I blame Tim Burton and his damn Batman movie.

It’s all his fault.  It’s because of him that I picked up a pencil and taught myself to draw.  I used to draw these crude pictures of Michael Keaton’s Batman.  They were pretty horrible, but to a nine-year-old kid, they were freaking awesome.  There was no depiction of any discernible action.  It was just Batman, standing there, with his head either turned to the side, or looking straight ahead.  No background, nothing else.  Just Batman.

Through Batman, I discovered the world of comics and superheroes.  Mom bought me comic books, and I tried to copy the artwork without tracing.  Sometimes, it went well.  Sometimes, it was more like:

It took me like three hours to finish the shading on your upper lip. It’s probably the best drawing I’ve ever done.

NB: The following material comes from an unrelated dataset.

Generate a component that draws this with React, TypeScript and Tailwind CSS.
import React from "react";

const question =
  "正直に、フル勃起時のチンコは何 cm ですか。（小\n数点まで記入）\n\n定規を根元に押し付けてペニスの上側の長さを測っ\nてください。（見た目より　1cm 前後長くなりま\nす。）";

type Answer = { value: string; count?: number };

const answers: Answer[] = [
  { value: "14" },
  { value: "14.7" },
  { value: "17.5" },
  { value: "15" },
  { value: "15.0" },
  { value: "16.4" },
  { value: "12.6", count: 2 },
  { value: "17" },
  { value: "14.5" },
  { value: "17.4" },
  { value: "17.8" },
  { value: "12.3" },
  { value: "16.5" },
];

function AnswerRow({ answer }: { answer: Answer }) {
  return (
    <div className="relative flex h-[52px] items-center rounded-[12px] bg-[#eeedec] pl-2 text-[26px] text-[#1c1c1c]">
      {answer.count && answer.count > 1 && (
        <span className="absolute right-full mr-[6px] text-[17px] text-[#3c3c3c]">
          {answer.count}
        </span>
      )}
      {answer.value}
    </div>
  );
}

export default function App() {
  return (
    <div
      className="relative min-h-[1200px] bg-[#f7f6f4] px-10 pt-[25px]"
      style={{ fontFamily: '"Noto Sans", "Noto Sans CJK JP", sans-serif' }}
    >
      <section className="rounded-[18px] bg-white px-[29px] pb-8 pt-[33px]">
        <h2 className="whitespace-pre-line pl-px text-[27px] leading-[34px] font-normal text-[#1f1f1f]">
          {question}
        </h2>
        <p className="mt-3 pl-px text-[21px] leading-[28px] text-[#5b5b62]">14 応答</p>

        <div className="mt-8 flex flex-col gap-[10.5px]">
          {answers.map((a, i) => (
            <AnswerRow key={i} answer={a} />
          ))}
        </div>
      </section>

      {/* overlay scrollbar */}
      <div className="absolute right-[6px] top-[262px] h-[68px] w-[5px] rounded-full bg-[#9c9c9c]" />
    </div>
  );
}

Mom was impressed with her little artist, and she was always buying me more paper, or pencils, or any other kind of supplies I needed.  And comic books.  Eventually, I was able to do enough from memory that I didn’t have to copy as much.

That is, until Jim Lee.

When Lee began his run on Marvel’s X-Men, my eyes were opened to a new style of comic drawing: flashy, over the top, yet highly detailed.  I wanted to draw like Jim Lee.  I began to not only copy his work, but I tried to copy his style, as well.  Through that, I was able to find my own style.  Lots of solid black shadows, and cross-hatching where the shadows were lighter.  I guess I developed a rather dark style.  My characters never smiled.  Most of the time, their eyes were obscured with shadows.  That may have to more to do with things happening in my life at the time, but, it was my style.

I began to think that maybe, just maybe, I was good enough to work in comics, specifically Marvel Comics.  The House of Ideas.  That was where I wanted to be.  I had a crazy dream of moving to New York City (I didn’t know that most of their artists worked in other cities and mailed their work in) and working on Spider-Man and X-Men books.  Maybe I would be good enough to spend some time at D.C. and work on Batman or Superman.  That would be awesome.  As I got a little older, I realized that my pencil work wasn’t up to par with the professionals, so I thought I should learn to ink comics, as well.  I worked at that, and I thought I was getting pretty good, as well.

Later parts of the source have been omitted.